■ **WHAT YOU HAVE TO DO**
Skip all pictures. Write out the data below from its first line through the line that contains "h-[64px] items-center pt-1".

■ **COLLECTED DATA**
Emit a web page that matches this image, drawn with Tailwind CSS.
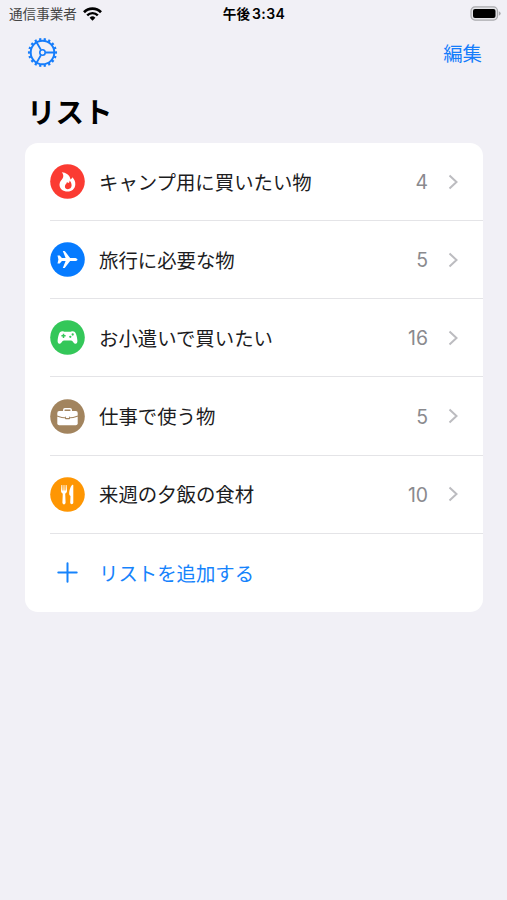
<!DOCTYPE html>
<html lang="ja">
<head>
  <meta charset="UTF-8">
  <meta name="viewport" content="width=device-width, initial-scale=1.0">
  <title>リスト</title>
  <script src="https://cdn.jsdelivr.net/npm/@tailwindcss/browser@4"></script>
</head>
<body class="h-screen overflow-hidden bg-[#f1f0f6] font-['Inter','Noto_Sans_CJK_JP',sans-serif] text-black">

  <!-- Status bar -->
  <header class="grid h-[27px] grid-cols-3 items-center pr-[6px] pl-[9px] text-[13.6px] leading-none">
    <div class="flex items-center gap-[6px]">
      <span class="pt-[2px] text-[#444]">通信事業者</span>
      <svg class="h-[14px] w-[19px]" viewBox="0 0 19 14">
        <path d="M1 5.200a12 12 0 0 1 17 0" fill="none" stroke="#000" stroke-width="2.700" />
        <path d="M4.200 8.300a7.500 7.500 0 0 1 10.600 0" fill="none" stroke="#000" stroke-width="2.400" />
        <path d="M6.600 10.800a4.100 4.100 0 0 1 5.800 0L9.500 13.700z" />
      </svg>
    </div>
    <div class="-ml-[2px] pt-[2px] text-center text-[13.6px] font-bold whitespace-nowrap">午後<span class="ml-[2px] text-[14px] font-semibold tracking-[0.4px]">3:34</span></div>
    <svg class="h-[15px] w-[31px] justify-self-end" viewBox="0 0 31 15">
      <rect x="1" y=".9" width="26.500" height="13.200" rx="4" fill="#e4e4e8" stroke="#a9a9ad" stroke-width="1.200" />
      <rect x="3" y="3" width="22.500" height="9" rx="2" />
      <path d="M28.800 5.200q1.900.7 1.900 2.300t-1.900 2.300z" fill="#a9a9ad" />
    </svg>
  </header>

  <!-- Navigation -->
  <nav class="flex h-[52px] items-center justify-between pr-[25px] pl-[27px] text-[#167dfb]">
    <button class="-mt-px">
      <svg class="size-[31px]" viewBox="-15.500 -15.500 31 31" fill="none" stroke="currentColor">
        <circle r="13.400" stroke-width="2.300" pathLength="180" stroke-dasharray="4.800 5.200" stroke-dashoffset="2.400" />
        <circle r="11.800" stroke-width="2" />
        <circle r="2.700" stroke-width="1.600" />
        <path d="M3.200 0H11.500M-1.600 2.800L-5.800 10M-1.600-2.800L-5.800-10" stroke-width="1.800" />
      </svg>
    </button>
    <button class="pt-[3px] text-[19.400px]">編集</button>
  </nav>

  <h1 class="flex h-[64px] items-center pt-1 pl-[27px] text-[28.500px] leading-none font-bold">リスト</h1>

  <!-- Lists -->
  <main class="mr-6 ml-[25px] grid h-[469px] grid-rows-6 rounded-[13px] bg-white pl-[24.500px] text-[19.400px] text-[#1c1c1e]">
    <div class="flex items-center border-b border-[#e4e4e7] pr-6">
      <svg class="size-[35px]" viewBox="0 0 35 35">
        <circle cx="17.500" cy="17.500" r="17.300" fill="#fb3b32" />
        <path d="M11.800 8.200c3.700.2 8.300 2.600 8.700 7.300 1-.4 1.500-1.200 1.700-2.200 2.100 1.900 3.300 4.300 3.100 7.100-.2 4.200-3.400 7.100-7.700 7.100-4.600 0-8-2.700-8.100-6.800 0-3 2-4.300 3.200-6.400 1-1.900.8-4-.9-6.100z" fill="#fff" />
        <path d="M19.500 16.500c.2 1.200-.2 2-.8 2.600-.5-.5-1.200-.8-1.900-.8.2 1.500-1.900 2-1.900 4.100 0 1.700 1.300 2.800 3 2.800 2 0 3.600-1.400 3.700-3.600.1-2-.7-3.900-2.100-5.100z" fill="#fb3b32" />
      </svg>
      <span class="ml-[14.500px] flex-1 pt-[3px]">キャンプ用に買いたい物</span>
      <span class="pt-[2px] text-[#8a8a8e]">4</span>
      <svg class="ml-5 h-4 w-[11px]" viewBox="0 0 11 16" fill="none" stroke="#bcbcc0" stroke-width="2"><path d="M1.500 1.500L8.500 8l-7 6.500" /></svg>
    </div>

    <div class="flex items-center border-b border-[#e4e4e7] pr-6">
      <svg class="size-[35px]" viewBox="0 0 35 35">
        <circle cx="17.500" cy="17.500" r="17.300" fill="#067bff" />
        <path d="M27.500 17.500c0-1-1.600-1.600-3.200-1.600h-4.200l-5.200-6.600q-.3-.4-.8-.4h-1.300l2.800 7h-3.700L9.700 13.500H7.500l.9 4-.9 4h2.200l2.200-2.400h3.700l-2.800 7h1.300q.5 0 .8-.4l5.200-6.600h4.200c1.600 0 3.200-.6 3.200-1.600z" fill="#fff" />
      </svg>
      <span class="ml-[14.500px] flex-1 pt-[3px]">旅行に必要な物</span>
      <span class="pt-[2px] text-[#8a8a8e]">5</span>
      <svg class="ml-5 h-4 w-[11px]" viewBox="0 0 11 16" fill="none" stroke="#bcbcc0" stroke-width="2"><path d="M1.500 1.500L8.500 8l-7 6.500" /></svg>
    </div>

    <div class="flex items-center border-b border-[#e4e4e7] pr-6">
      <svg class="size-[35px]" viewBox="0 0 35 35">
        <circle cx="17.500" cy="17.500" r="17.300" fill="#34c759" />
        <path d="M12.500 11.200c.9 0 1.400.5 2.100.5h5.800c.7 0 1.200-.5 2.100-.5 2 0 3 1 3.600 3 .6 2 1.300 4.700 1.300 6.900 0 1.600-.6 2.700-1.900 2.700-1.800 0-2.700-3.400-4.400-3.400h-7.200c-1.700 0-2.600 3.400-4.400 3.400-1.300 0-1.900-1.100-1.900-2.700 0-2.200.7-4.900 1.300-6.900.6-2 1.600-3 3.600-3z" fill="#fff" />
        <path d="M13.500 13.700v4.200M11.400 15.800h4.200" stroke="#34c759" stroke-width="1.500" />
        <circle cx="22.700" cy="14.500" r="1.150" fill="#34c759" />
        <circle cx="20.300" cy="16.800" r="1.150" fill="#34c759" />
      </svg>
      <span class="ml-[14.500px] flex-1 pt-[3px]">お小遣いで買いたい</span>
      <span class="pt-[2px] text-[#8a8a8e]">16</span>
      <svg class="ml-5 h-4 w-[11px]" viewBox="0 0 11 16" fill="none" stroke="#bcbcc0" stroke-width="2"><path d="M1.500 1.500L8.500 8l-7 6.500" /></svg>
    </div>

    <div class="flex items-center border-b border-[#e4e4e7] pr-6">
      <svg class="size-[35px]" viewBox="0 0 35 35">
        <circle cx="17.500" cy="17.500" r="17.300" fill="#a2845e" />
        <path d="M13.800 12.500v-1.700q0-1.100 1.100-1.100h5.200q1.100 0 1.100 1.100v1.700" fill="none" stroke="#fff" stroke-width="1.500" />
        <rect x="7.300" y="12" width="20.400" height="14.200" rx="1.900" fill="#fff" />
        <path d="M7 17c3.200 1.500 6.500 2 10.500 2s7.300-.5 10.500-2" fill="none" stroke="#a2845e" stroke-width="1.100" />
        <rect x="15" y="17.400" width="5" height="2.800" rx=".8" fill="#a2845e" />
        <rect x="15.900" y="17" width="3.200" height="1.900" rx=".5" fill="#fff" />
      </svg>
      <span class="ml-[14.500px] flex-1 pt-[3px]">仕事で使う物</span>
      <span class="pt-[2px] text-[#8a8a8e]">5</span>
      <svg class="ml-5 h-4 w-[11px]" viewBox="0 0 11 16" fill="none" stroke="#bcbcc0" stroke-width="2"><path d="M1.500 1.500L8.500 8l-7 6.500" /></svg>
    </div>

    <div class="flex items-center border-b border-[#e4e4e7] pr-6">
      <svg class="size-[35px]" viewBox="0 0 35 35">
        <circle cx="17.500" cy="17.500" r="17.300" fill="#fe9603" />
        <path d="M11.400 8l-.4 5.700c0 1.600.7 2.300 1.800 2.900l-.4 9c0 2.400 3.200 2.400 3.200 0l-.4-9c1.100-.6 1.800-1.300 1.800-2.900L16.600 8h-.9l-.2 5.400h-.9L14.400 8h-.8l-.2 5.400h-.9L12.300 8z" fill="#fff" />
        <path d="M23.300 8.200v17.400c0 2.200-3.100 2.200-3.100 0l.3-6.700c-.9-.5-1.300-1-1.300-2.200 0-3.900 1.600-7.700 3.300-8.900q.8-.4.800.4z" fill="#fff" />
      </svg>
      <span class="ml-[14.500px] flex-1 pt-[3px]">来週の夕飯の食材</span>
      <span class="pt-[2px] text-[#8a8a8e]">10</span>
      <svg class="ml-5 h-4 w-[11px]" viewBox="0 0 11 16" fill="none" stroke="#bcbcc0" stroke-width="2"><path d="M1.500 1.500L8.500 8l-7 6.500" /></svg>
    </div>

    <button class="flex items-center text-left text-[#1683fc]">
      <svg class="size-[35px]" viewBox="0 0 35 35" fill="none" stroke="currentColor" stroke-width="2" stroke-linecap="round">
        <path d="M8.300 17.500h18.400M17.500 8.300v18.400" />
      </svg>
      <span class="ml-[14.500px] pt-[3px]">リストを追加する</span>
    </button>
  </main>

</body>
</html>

■ **FINISHED EXERCISE**
Emit a web page that matches this image, drawn with Tailwind CSS.
<!DOCTYPE html>
<html lang="ja">
<head>
  <meta charset="UTF-8">
  <meta name="viewport" content="width=device-width, initial-scale=1.0">
  <title>リスト</title>
  <script src="https://cdn.jsdelivr.net/npm/@tailwindcss/browser@4"></script>
</head>
<body class="h-screen overflow-hidden bg-[#f1f0f6] font-['Inter','Noto_Sans_CJK_JP',sans-serif] text-black">

  <!-- Status bar -->
  <header class="grid h-[27px] grid-cols-3 items-center pr-[6px] pl-[9px] text-[13.6px] leading-none">
    <div class="flex items-center gap-[6px]">
      <span class="pt-[2px] text-[#444]">通信事業者</span>
      <svg class="h-[14px] w-[19px]" viewBox="0 0 19 14">
        <path d="M1 5.200a12 12 0 0 1 17 0" fill="none" stroke="#000" stroke-width="2.700" />
        <path d="M4.200 8.300a7.500 7.500 0 0 1 10.600 0" fill="none" stroke="#000" stroke-width="2.400" />
        <path d="M6.600 10.800a4.100 4.100 0 0 1 5.800 0L9.500 13.700z" />
      </svg>
    </div>
    <div class="-ml-[2px] pt-[2px] text-center text-[13.6px] font-bold whitespace-nowrap">午後<span class="ml-[2px] text-[14px] font-semibold tracking-[0.4px]">3:34</span></div>
    <svg class="h-[15px] w-[31px] justify-self-end" viewBox="0 0 31 15">
      <rect x="1" y=".9" width="26.500" height="13.200" rx="4" fill="#e4e4e8" stroke="#a9a9ad" stroke-width="1.200" />
      <rect x="3" y="3" width="22.500" height="9" rx="2" />
      <path d="M28.800 5.200q1.900.7 1.900 2.300t-1.900 2.300z" fill="#a9a9ad" />
    </svg>
  </header>

  <!-- Navigation -->
  <nav class="flex h-[52px] items-center justify-between pr-[25px] pl-[27px] text-[#167dfb]">
    <button class="-mt-px">
      <svg class="size-[31px]" viewBox="-15.500 -15.500 31 31" fill="none" stroke="currentColor">
        <circle r="13.400" stroke-width="2.300" pathLength="180" stroke-dasharray="4.800 5.200" stroke-dashoffset="2.400" />
        <circle r="11.800" stroke-width="2" />
        <circle r="2.700" stroke-width="1.600" />
        <path d="M3.200 0H11.500M-1.600 2.800L-5.800 10M-1.600-2.800L-5.800-10" stroke-width="1.800" />
      </svg>
    </button>
    <button class="pt-[3px] text-[19.400px]">編集</button>
  </nav>

  <h1 class="flex h-[64px] items-center pt-1 pl-[27px] text-[28.500px] leading-none font-bold">リスト</h1>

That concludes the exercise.